C'mon, who wants to gush about their new book for the benefit of a possible buyer....

Re: How *do* we know the definitive HPL texts are just that?
Posted by: Martinus (IP Logged)
Date: 22 September, 2011 04:10PM
K_A_Opperman Wrote:
-------------------------------------------------------
> Anyone care to elaborate on the Lovecraft
> newly-corrected Complete Fiction? Am curious....
> Hardcover, I'm guessing?

Yes, some sort of fake leather-ish material.

> A rather hefty tome, it
> must be?

1098 pages.

> Are the 4 prose poems in it?

Yes. All of HPL's solo fiction is there, plus "Under the Pyramids", "Through the Gates of the Silver Key" and "Supernatural Horror in Literature".

> What's it go
> for at the ol' B&N? (RIP Borders...guess I need to
> become a B&N 'member' now, if they have such a
> program).

$20.

> Any other salient details I'm missing?

Look for my name on the copyright page.

> Good cover art?--'tis important, you know.

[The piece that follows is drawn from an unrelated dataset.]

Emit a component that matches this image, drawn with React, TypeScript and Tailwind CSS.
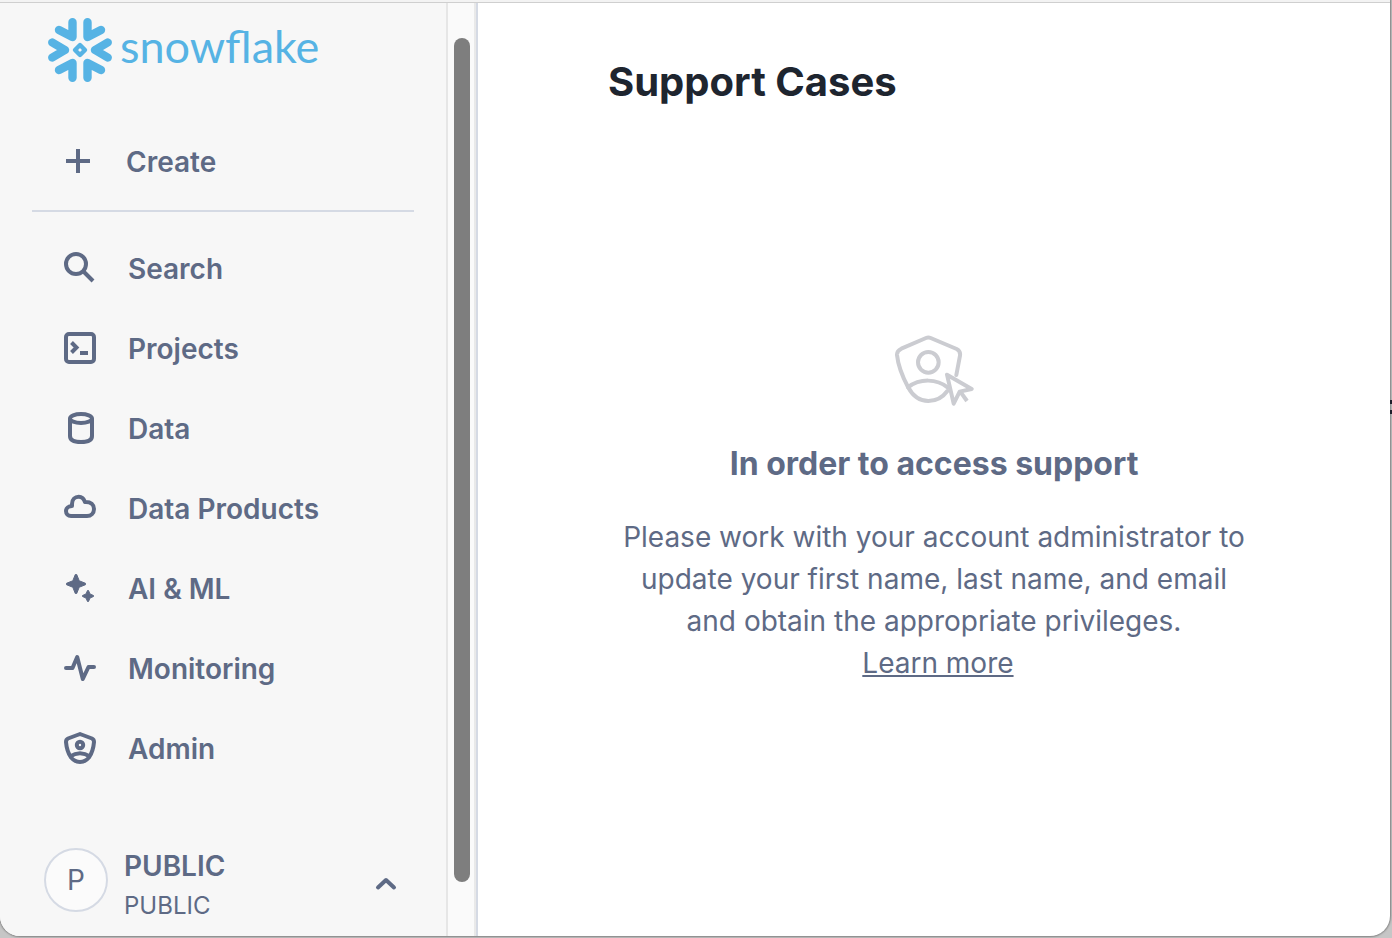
import type { ReactNode } from 'react';

type NavItem = {
  label: string;
  icon: ReactNode;
};

const NAV_ITEMS: NavItem[] = [
  {
    label: 'Search',
    icon: (
      <>
        <circle cx="12" cy="12" r="10" />
        <path d="M19 19L29 29" />
      </>
    ),
  },
  {
    label: 'Projects',
    icon: (
      <>
        <rect x="2" y="2" width="28" height="28" rx="3" />
        <path d="M7.5 10.5L12.5 15.5L7.5 20.5M16 21H24" />
      </>
    ),
  },
  {
    label: 'Data',
    icon: (
      <>
        <ellipse cx="17" cy="6.5" rx="11" ry="4.5" />
        <path d="M6 6.5V24C6 28 10 30 17 30S28 28 28 24V6.5" />
      </>
    ),
  },
  {
    label: 'Data Products',
    icon: (
      <path d="M7 24C4 24 2 21.8 2 19C2 16.2 4.5 14 8 14V12C8 7.5 11 4.8 14.8 4.8C18 4.8 20 7 21 10C27 9.6 30 13 30 17C30 21 27 24 23 24Z" strokeLinejoin="round" />
    ),
  },
  {
    label: 'AI & ML',
    icon: (
      <g fill="currentColor" strokeWidth="1" strokeLinejoin="round">
        <path d="M11.3 2.5H12.7L15 8.2Q15.3 8.7 15.8 9L21.5 11.3V12.7L15.8 15Q15.3 15.3 15 15.8L12.7 21.5H11.3L9 15.8Q8.7 15.3 8.2 15L2.5 12.7V11.3L8.2 9Q8.7 8.7 9 8.2Z" />
        <path d="M23.5 18.5H24.5L26 22L29.5 23.5V24.5L26 26L24.5 29.5H23.5L22 26L18.5 24.5V23.5L22 22Z" />
      </g>
    ),
  },
  {
    label: 'Monitoring',
    icon: (
      <path d="M2 16H8.5L13.2 5L18.8 27L24.5 15H30" strokeLinecap="round" strokeLinejoin="round" />
    ),
  },
  {
    label: 'Admin',
    icon: (
      <>
        <path d="M16 2L28 6.5Q30 7.5 30 10C29.5 16 28 21 25 25.5Q21 30 16 30T7 25.5C4 21 2.5 16 2 10Q2 7.5 4 6.5Z" strokeLinejoin="round" />
        <circle cx="16" cy="13" r="3.2" />
        <path d="M6 24.5Q16 18 26 24.5" />
      </>
    ),
  },
];

function Logo() {
  return (
    <a href="#" className="flex items-center gap-2 text-[#56b3e4]">
      <svg viewBox="0 0 64 64" className="size-16 shrink-0" fill="none" stroke="currentColor" strokeLinecap="round" strokeLinejoin="round" aria-hidden="true">
        <g strokeWidth="8.4">
          <path d="M24.5 4.3V19L11 12" />
          <path d="M39.5 4.3V19L53 12" />
          <path d="M24.5 59.7V45L11 52" />
          <path d="M39.5 59.7V45L53 52" />
          <path d="M4.3 24.5L17 32L4.3 39.5" />
          <path d="M59.7 24.5L47 32L59.7 39.5" />
        </g>
        <path d="M32 27L37 32L32 37L27 32Z" strokeWidth="4.4" />
      </svg>
      <span className="pb-2 font-[Lato] text-[45px] leading-none font-normal">snowflake</span>
    </a>
  );
}

function SupportIcon() {
  return (
    <svg viewBox="0 0 240 213" className="h-[71px] w-20" fill="none" stroke="#cbccd1" strokeWidth="12" strokeLinecap="round" strokeLinejoin="round" aria-hidden="true">
      <path d="M187 120L198 62Q200 48 188 42L110 9Q103 6 96 9L22 41Q8 48 9 60C12 88 26 126 42 156C58 186 80 198 103 198C126 198 144 190 160 168" />
      <circle cx="103" cy="82" r="31" />
      <path d="M42 157C77 130 128 130 162 158" />
      <path d="M159 119L233 162L197 170L179 206Z" fill="white" />
      <path d="M201 173L219 198" strokeLinecap="butt" />
    </svg>
  );
}

function Sidebar() {
  return (
    <aside className="flex w-[448px] shrink-0 flex-col border-r-2 border-[#e6e6e6] bg-[#f7f7f7] px-8 font-semibold">
      <div className="pt-[15px] pl-4">
        <Logo />
      </div>
      <button type="button" className="mt-[30px] flex h-[100px] items-center gap-9 border-b-2 border-[#d5dae4] pl-[34px] text-left">
        <svg viewBox="0 0 24 24" className="size-6" stroke="currentColor" strokeWidth="4" aria-hidden="true">
          <path d="M12 0V24M0 12H24" />
        </svg>
        <span className="pt-0.5">Create</span>
      </button>

      <nav className="mt-4">
        {NAV_ITEMS.map((item) => (
          <a key={item.label} href="#" className="flex h-20 items-center gap-8 pl-8">
            <svg viewBox="0 0 32 32" className="size-8" fill="none" stroke="currentColor" strokeWidth="4" aria-hidden="true">
              {item.icon}
            </svg>
            <span className="pt-0.5">{item.label}</span>
          </a>
        ))}
      </nav>

      <button type="button" className="mt-auto mb-2.5 flex items-center gap-4 pr-4 pl-3 text-left">
        <span className="mb-3 flex size-16 items-center justify-center rounded-full border-2 border-[#d5dae4] bg-[#fbfbfb] font-normal">
          P
        </span>
        <span className="flex-1">
          <span className="block leading-10">PUBLIC</span>
          <span className="block text-2xl leading-10 font-normal">PUBLIC</span>
        </span>
        <svg viewBox="0 0 24 24" className="mb-1 size-6" fill="none" stroke="currentColor" strokeWidth="4" strokeLinecap="round" strokeLinejoin="round" aria-hidden="true">
          <path d="M4 15.5L12 8L20 15.5" />
        </svg>
      </button>
    </aside>
  );
}

export default function App() {
  return (
    <div className="relative flex min-h-screen flex-col bg-[#c6c6c6] pr-0.5 pb-0.5 font-[Inter,sans-serif] text-[28px] text-[#5e6a85]">
      <div className="flex flex-1 flex-col overflow-hidden rounded-b-[20px] bg-white shadow-[0_0_2px_1px_#808080]">
        <div className="h-[3px] border-b border-[#cfcfcf] bg-[#f3f3f3]" />
        <div className="flex flex-1">
          <Sidebar />

          {/* scrollbar */}
          <div className="flex w-[30px] shrink-0 border-r-2 border-[#d5dae4] bg-[#fafafa]">
            <div className="flex flex-1 border-r-2 border-[#e9e9e9] pt-[35px] pr-1 pb-[54px] pl-1.5">
              <div className="flex-1 rounded-full bg-[#7e7e7e]" />
            </div>
          </div>

          <main className="flex-1">
            <h1 className="px-[130px] pt-[55px] text-[40px] leading-12 font-bold text-[#1e252f]">Support Cases</h1>
            <section className="mx-auto mt-[229px] flex max-w-[640px] flex-col items-center text-center">
              <SupportIcon />
              <h2 className="mt-[38px] text-[32px] leading-10 font-bold">In order to access support</h2>
              <p className="mt-8 leading-[42px]">
                Please work with your account administrator to update your first name, last name, and email and obtain
                the appropriate privileges.
                <br />
                &nbsp;<a href="#" className="underline">Learn more</a>
              </p>
            </section>
          </main>
        </div>
      </div>
      {/* sliver of the page behind the window */}
      <div className="absolute top-[400px] right-0 h-3.5 w-0.5 border-y-4 border-[#20202c]" />
    </div>
  );
}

It's OK, in my opinion. Not the usual tentacles, more of a science-fictional feel.

Just
> how 'complete' is it?

See above.

> Has it got that "Eryx" tale,
> for example?

Nope.

> The collabs? (got those already,
> anyway).

Including the complete "Challenge from Beyond", "Collapsing Cosmoses", "The Battle That Ended the Century", "The Hoard of the Wizard-Beast" and "The Slaying of the Monster"? Just checking. People often miss the last two in particular.

> My Penguins are a bit beat up, and I'm thinking I
> should get a better-fortified tome for a complete
> reread of the Lovecraft canon. And the corrections
> wouldn't be bad either!

The paper is a bit flimsy, but it looks very nice, with silvered page edges and a book ribbon. The book is still pretty heavy and you shouldn't read it in bed.

> C'mon, who wants to gush about their new book for
> the benefit of a possible buyer....

It's lovely and I'm very happy with it, even though I found one error three measly days too late for correction... I haven't checked it to see whether all the others really have been taken care of, but I assume they have.